When we face struggle and pain in our life, our reaction is to take the path of least resistance, to run away from them, wish for them to get over. But here a mother is praying for her daughter to sense pain because she knows it’s better to sense it than not sense it.
“Consider it all joy, my brethren, when you encounter various trials, knowing that the testing of your faith produces endurance” (James 1:2-3). Joy is counter-intuitive to pain. How can I be joyful when all I am going through is pain? But Paul says “sorrowful, yet rejoicing” (2 Corinthians 6:10). “Though the sorrow may last for the night but joy comes in the morning?” But Paul says “sorrowful, yet rejoicing.” Paul is not trying to run from the pain cause he has a different perspective which makes him want to rejoice instead. Similarly James considers trials a matter of joy, because they know that the pain we feel makes us mature and stronger in Christ than feeling no pain at all. “Not only so, but we also glory in our sufferings, because we know that suffering produces perseverance; perseverance, character; and character, hope.” (Romans 5:3-4)
Rejoicing also comes with the promises that he has for us. “And we know that in all things God works for the good of those who love him” (Romans 8:28).
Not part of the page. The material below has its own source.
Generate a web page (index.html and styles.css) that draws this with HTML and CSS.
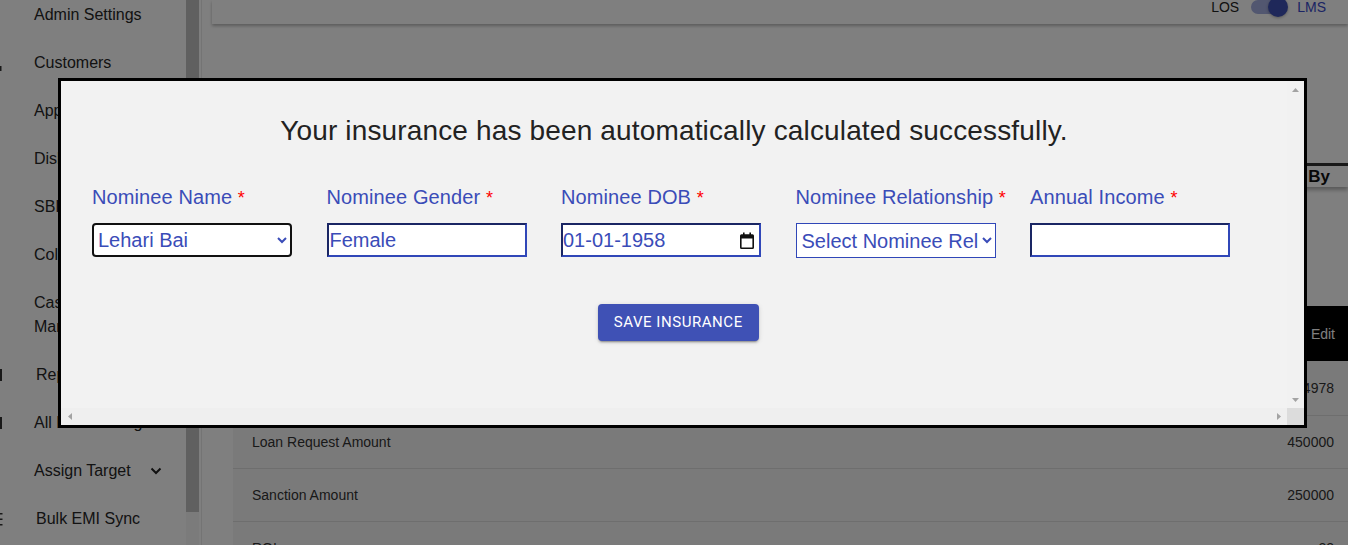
FILE: index.html
```html
<!DOCTYPE html>
<html lang="en">
<head>
<meta charset="utf-8">
<title>Loan Details - Insurance</title>
<link rel="stylesheet" href="styles.css">
</head>
<body>
<div class="app">
  <aside class="sidebar">
    <nav class="nav">
      <div class="nav-item"><span class="nav-icon"></span><span class="nav-text">Admin Settings</span></div>
      <div class="nav-item"><span class="nav-icon"><svg width="3" height="24" viewBox="0 0 3 24"><rect x="0" y="15" width="1.5" height="5" fill="#333"/></svg></span><span class="nav-text">Customers</span></div>
      <div class="nav-item"><span class="nav-icon"></span><span class="nav-text">Applications</span></div>
      <div class="nav-item"><span class="nav-icon"></span><span class="nav-text">Disbursement</span></div>
      <div class="nav-item"><span class="nav-icon"></span><span class="nav-text">SBI Collection</span></div>
      <div class="nav-item"><span class="nav-icon"></span><span class="nav-text">Collections</span></div>
      <div class="nav-item"><span class="nav-icon"></span><span class="nav-text">Case Management</span></div>
      <div class="nav-item"><span class="nav-icon wide"><svg width="3" height="24" viewBox="0 0 3 24"><rect x="0" y="6" width="2" height="12" fill="#333"/></svg></span><span class="nav-text">Reports</span></div>
      <div class="nav-item"><span class="nav-icon"><svg width="3" height="24" viewBox="0 0 3 24"><rect x="0" y="6" width="2" height="12" fill="#333"/></svg></span><span class="nav-text">All Loan Listing</span></div>
      <div class="nav-item"><span class="nav-icon"></span><span class="nav-text">Assign Target</span>
        <svg class="chev" width="12" height="8" viewBox="0 0 12 8"><polyline points="1.5,1.5 6,6 10.5,1.5" fill="none" stroke="#222" stroke-width="2"/></svg>
      </div>
      <div class="nav-item"><span class="nav-icon wide"><svg width="3" height="24" viewBox="0 0 3 24"><rect x="0" y="6" width="2.5" height="1.5" fill="#333"/><rect x="0" y="11.5" width="2.5" height="1.5" fill="#333"/><rect x="0" y="17" width="2.5" height="1.5" fill="#333"/></svg></span><span class="nav-text">Bulk EMI Sync</span></div>
    </nav>
    <div class="side-scroll"><div class="side-thumb"></div></div>
  </aside>

  <main class="main">
    <header class="topbar">
      <div class="switch-row">
        <span class="los">LOS</span>
        <span class="switch"><span class="track"></span><span class="thumb"></span></span>
        <span class="lms">LMS</span>
      </div>
    </header>

    <div class="content">
      <div class="summary">
        <span class="summary-cell">Loan Id</span>
        <span class="summary-cell">Status</span>
        <span class="summary-cell last">Created By</span>
      </div>

      <div class="table-head"><span>Edit</span></div>
      <div class="row row-first"><span>Loan Account Number</span><span>4978</span></div>
      <div class="row"><span>Loan Request Amount</span><span>450000</span></div>
      <div class="row"><span>Sanction Amount</span><span>250000</span></div>
      <div class="row"><span>ROI</span><span>22</span></div>
    </div>
  </main>
</div>

<div class="backdrop"></div>

<div class="modal">
  <div class="modal-body">
    <h2 class="modal-title">Your insurance has been automatically calculated successfully.</h2>
    <div class="form-wrap">
      <form class="nominee-form">
        <div class="field">
          <label class="lbl">Nominee Name <span class="req">*</span></label>
          <select class="ctl ctl-focus"><option>Lehari Bai</option></select>
        </div>
        <div class="field">
          <label class="lbl">Nominee Gender <span class="req">*</span></label>
          <input class="ctl ctl-inset" type="text" value="Female">
        </div>
        <div class="field">
          <label class="lbl">Nominee DOB <span class="req">*</span></label>
          <div class="ctl ctl-inset date-box">
            <input class="date-text" type="text" value="01-01-1958">
            <svg class="cal" width="16" height="17" viewBox="0 0 16 17"><path fill="#111" fill-rule="evenodd" d="M4 0.5h1.6v1.7h4.8V0.5H12v1.7h1.5A1.5 1.5 0 0 1 15 3.7v11.8a1.5 1.5 0 0 1-1.5 1.5h-11A1.5 1.5 0 0 1 1 15.5V3.7a1.5 1.5 0 0 1 1.5-1.5H4z M2.6 6.6v8.8h10.8V6.6z"/></svg>
          </div>
        </div>
        <div class="field">
          <label class="lbl">Nominee Relationship <span class="req">*</span></label>
          <select class="ctl ctl-thin"><option>Select Nominee Relationship</option></select>
        </div>
        <div class="field">
          <label class="lbl">Annual Income <span class="req">*</span></label>
          <input class="ctl ctl-inset" type="text" value="">
        </div>
      </form>
      <div class="actions"><button class="btn" type="button">Save Insurance</button></div>
    </div>
  </div>
  <div class="vbar">
    <span class="sb-btn"><svg width="7" height="4" viewBox="0 0 7 4"><polygon points="0,4 3.5,0 7,4" fill="#a3a3a3"/></svg></span>
    <span class="sb-btn"><svg width="7" height="4" viewBox="0 0 7 4"><polygon points="0,0 7,0 3.5,4" fill="#a3a3a3"/></svg></span>
  </div>
  <div class="hbar">
    <span class="sb-btn"><svg width="4" height="7" viewBox="0 0 4 7"><polygon points="4,0 4,7 0,3.5" fill="#a3a3a3"/></svg></span>
    <span class="sb-btn"><svg width="4" height="7" viewBox="0 0 4 7"><polygon points="0,0 4,3.5 0,7" fill="#a3a3a3"/></svg></span>
  </div>
  <div class="corner"></div>
</div>
</body>
</html>
```

FILE: styles.css
```css
* { box-sizing: border-box; }

html, body {
  margin: 0;
  height: 100%;
}

body {
  font-family: "Liberation Sans", Arial, sans-serif;
  background: #fff;
  color: #333;
  overflow: hidden;
}

.app {
  display: flex;
  height: 545px;
}

/* ---------- sidebar ---------- */
.sidebar {
  display: flex;
  width: 202px;
  flex: none;
  background: #fff;
  border-right: 1px solid #e8e8e8;
}

.nav {
  width: 186px;
  margin-top: -9px;
}

.nav-item {
  display: flex;
  align-items: center;
  padding: 12px 0;
  font-size: 16px;
  line-height: 24px;
  color: #262626;
}

.nav-icon {
  flex: none;
  width: 34px;
  height: 24px;
  display: flex;
  align-items: flex-start;
}

.nav-icon.wide { width: 36px; }

.nav-text { max-width: 122px; }

.chev { margin-left: 19px; }

.side-scroll {
  width: 13px;
  background: #f6f6f6;
}

.side-thumb {
  height: 512px;
  background: #c0c0c0;
}

/* ---------- main ---------- */
.main {
  flex: 1;
  min-width: 0;
  padding-left: 10px;
}

.topbar {
  height: 24px;
  background: #fff;
  box-shadow: 0 2px 3px rgba(0, 0, 0, 0.28);
  display: flex;
  justify-content: flex-end;
  padding-right: 22px;
}

.switch-row {
  display: flex;
  align-items: center;
  height: 14px;
  font-size: 14px;
  line-height: 14px;
}

.los { color: #222; }
.lms { color: #3848c8; }

.switch {
  position: relative;
  width: 58px;
  height: 14px;
  display: flex;
  align-items: center;
}

.track {
  margin-left: 12px;
  width: 34px;
  height: 14px;
  border-radius: 7px;
  background: #a4aee0;
}

.thumb {
  position: absolute;
  left: 29px;
  top: -3px;
  width: 20px;
  height: 20px;
  border-radius: 50%;
  background: #3f51b5;
  box-shadow: 0 1px 3px rgba(0, 0, 0, 0.3);
}

.content {
  padding-left: 21px;
}

.summary {
  margin-top: 139px;
  height: 24px;
  display: flex;
  justify-content: flex-end;
  border-top: 3px solid #333;
  box-shadow: 0 3px 4px rgba(0, 0, 0, 0.3);
  background: #fff;
  font-weight: bold;
  font-size: 17px;
  line-height: 21px;
  color: #111;
}

.summary-cell { padding: 0 0 0 40px; }
.summary-cell.last { padding-right: 18px; }

.table-head {
  margin-top: 119px;
  height: 55px;
  background: #000;
  color: #fff;
  font-size: 14px;
  display: flex;
  align-items: center;
  justify-content: flex-end;
  padding-right: 13px;
}

.row {
  height: 53px;
  display: flex;
  align-items: center;
  justify-content: space-between;
  padding: 0 14px 0 19px;
  background: #f5f5f5;
  border-bottom: 1px solid #dcdcdc;
  font-size: 14px;
  color: #333;
}

.row-first { height: 55px; }

/* ---------- backdrop + modal ---------- */
.backdrop {
  position: fixed;
  inset: 0;
  background: rgba(0, 0, 0, 0.5);
}

.modal {
  position: fixed;
  left: 58px;
  top: 78px;
  width: 1249px;
  height: 350px;
  border: 3px solid #000;
  background: #f2f2f2;
  display: grid;
  grid-template-columns: 1fr 17px;
  grid-template-rows: 1fr 17px;
}

.modal-body {
  min-width: 0;
  overflow: hidden;
}

.modal-title {
  margin: 34px 0 0;
  text-align: center;
  font-size: 28px;
  line-height: 32px;
  letter-spacing: 0.15px;
  font-weight: normal;
  color: #222;
}

.form-wrap {
  padding: 38px 22.5px 0 31px;
}

.nominee-form {
  display: grid;
  grid-template-columns: repeat(5, 1fr);
}

.field {
  display: flex;
  flex-direction: column;
  align-items: flex-start;
}

.lbl {
  font-size: 20px;
  line-height: 24px;
  letter-spacing: 0.1px;
  color: #3a4cb8;
  margin-bottom: 13px;
  white-space: nowrap;
}

.req { color: #f00; font-size: 18px; }

.ctl {
  width: 200px;
  height: 34px;
  font-family: "Liberation Sans", Arial, sans-serif;
  font-size: 20px;
  color: #3a4cb8;
  background: #fff;
  margin: 0;
}

.ctl-focus {
  border: 2px solid #111;
  border-radius: 4px;
  padding: 0;
}

.ctl-inset {
  border: 2px inset #3047b8;
  padding: 0 1px;
}

.ctl-thin {
  border: 1px solid #3047b8;
  border-radius: 0;
  padding: 0 1px;
  height: 35px;
}

.date-box {
  display: flex;
  align-items: center;
  justify-content: space-between;
  padding: 0 4px 0 0;
}

.date-text {
  border: 0;
  outline: 0;
  background: transparent;
  font: inherit;
  color: inherit;
  width: 150px;
  padding: 0;
}

.cal { margin-top: 1px; }

.actions {
  display: flex;
  justify-content: center;
  padding-top: 46px;
}

.btn {
  font-family: Roboto, "Liberation Sans", sans-serif;
  font-weight: 400;
  font-size: 15px;
  line-height: 25px;
  letter-spacing: 0.55px;
  text-transform: uppercase;
  color: #fff;
  background: #3f51b5;
  border: 0;
  border-radius: 4px;
  padding: 6px 16px;
  box-shadow: 0 3px 1px -2px rgba(0, 0, 0, 0.2), 0 2px 2px 0 rgba(0, 0, 0, 0.14), 0 1px 5px 0 rgba(0, 0, 0, 0.12);
}

/* fake classic scrollbars */
.vbar {
  display: flex;
  flex-direction: column;
  justify-content: space-between;
  background: #f1f1f1;
}

.hbar {
  display: flex;
  justify-content: space-between;
  background: #efefef;
}

.sb-btn {
  width: 17px;
  height: 17px;
  display: flex;
  align-items: center;
  justify-content: center;
}

.corner { background: #dcdcdc; }
```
Even though I have a heartbreak, even though my boss fired me, even though my start up idea never got funded, even though my loved one is sick, even though I can’t reason my situation, I know that he will make it all work together for my good. And my good is the deeper knowledge of Christ and to fall deeper in love with Christ. He uses my situations and draws me closer to him. If I can believe that my pain can draw me closer to Christ, I can rejoice and I must rejoice because his promise never fails.